Rakesh Kumar, a researcher with six recent corrections and one retraction, has had one of those corrections upgraded to a retraction.
Here’s the unhelpful notice, from Molecular Endocrinology:
The August 2007 Molecular Endocrinology article by by Gururaj et al, “Estrogen Induces Expression of BCAS3, A Novel Estrogen Receptor-alpha Coactivator, through Proline-, Glutamic Acid-, and Leucine-Rich Protein-1 (PELP1)” (Mol Endocrinol 21:1847–1860, doi: 10.1210/me.2006-0514), is withdrawn by the authors.
This was the correction:
In the August 2007 Molecular Endocrinology article by Gururaj et al. “Estrogen induces expression of BCAS3, a novel estrogen receptor-alpha coactivator, through proline-, glutamic acid-, and leucine-rich protein-1 (PELP1)” (Mol Endocrinol 21:1847–60; Epub 2007 May 15. PubMed PMID: 17505058; doi: 10.1210/me.2006–0514), the authors note certain inadvertent errors in the Actin mRNA lanes in Figure 3H and splicing in the pS2 ChIP in Figure 7A upper panel while composing the panels.
The authors are replacing the published Figures 3H and 7A panels with an erratum using data from repeat experiments. There is no change in the text and figure legends. These changes do not change the original scientific conclusions and the validity of the findings remains the same. The authors regret the error.
The original paper has been cited nine times, according to Thomson Scientific’s Web of Knowledge.

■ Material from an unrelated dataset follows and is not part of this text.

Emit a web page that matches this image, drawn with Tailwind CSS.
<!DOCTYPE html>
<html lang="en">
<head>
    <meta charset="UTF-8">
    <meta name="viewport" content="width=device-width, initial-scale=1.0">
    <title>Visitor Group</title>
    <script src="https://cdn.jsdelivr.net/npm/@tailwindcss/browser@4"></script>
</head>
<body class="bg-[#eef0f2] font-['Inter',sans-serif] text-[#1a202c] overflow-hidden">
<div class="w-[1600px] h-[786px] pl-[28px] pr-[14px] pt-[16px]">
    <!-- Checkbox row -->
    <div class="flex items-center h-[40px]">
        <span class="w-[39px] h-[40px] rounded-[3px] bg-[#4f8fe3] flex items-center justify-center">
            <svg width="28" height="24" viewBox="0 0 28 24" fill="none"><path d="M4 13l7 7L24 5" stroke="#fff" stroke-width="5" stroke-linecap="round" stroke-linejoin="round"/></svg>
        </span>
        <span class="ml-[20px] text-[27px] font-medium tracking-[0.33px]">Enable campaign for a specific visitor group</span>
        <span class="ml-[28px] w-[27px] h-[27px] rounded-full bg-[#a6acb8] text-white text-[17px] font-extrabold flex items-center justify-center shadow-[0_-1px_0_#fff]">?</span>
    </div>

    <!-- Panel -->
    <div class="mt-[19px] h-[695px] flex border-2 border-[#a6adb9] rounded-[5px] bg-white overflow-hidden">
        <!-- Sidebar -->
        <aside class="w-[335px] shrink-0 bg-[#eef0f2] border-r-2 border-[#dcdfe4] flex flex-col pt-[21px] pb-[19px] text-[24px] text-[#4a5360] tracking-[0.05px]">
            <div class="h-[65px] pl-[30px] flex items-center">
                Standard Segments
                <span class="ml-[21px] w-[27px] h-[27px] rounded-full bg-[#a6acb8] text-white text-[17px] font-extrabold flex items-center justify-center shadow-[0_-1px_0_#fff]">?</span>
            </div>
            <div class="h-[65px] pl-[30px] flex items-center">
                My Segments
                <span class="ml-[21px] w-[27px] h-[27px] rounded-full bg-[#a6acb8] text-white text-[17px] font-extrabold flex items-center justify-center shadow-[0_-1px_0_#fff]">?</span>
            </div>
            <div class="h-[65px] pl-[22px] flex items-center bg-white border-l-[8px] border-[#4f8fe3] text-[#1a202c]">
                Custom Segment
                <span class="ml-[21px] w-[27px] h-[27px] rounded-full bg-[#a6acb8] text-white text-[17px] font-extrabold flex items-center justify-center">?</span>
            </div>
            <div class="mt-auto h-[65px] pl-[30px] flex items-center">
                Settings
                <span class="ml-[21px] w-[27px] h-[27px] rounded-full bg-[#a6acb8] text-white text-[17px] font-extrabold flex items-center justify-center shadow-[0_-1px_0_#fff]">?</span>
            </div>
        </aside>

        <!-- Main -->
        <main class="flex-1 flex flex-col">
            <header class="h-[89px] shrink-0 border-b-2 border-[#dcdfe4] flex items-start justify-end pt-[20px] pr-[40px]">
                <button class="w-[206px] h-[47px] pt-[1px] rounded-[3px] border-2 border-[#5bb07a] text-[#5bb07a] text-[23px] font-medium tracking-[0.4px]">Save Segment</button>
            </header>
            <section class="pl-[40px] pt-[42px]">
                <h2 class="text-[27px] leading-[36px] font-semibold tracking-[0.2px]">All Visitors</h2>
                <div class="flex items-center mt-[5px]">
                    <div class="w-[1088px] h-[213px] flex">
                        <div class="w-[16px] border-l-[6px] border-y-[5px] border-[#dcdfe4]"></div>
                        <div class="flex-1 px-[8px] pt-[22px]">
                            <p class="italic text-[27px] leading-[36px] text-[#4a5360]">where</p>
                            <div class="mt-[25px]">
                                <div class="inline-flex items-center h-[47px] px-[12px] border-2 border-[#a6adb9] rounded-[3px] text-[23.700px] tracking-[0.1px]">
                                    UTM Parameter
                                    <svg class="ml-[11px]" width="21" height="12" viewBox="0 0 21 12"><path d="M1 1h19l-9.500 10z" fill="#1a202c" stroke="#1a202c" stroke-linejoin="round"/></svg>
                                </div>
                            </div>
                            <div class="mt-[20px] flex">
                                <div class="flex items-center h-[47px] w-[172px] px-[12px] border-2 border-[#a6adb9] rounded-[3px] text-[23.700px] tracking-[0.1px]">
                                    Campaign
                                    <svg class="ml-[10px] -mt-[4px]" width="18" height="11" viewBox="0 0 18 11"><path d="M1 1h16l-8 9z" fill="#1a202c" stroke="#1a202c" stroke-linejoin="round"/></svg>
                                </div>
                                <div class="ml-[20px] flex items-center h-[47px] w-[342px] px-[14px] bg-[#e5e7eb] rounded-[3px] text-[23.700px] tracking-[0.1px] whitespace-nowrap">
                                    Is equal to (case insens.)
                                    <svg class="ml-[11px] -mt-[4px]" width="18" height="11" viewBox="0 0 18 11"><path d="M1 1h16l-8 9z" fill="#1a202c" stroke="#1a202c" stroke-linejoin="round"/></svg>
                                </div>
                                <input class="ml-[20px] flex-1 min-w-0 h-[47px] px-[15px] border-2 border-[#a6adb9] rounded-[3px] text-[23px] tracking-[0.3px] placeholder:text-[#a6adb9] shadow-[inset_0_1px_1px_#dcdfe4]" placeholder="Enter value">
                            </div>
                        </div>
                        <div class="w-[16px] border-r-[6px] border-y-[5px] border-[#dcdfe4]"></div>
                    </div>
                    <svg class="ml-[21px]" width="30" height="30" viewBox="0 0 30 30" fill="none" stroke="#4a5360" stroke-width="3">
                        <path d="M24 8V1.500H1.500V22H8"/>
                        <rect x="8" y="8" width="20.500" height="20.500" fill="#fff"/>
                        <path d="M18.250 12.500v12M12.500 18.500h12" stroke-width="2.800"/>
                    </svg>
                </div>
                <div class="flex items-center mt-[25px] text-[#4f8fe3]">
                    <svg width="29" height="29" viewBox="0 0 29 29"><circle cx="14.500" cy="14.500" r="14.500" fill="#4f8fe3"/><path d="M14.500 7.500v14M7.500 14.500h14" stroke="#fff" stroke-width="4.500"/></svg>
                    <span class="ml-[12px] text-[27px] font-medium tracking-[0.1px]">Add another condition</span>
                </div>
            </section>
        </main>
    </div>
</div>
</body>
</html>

Kumar, who was at MD Anderson when the paper was originally published. appears to have left the George Washington University, where he was recently chair of biochemistry. He is a visiting distinguished professor of biotechnology at the Rajiv Gandhi Center for Biotechnology in Kerala, lndia. Our requests for comment from him have gone unanswered.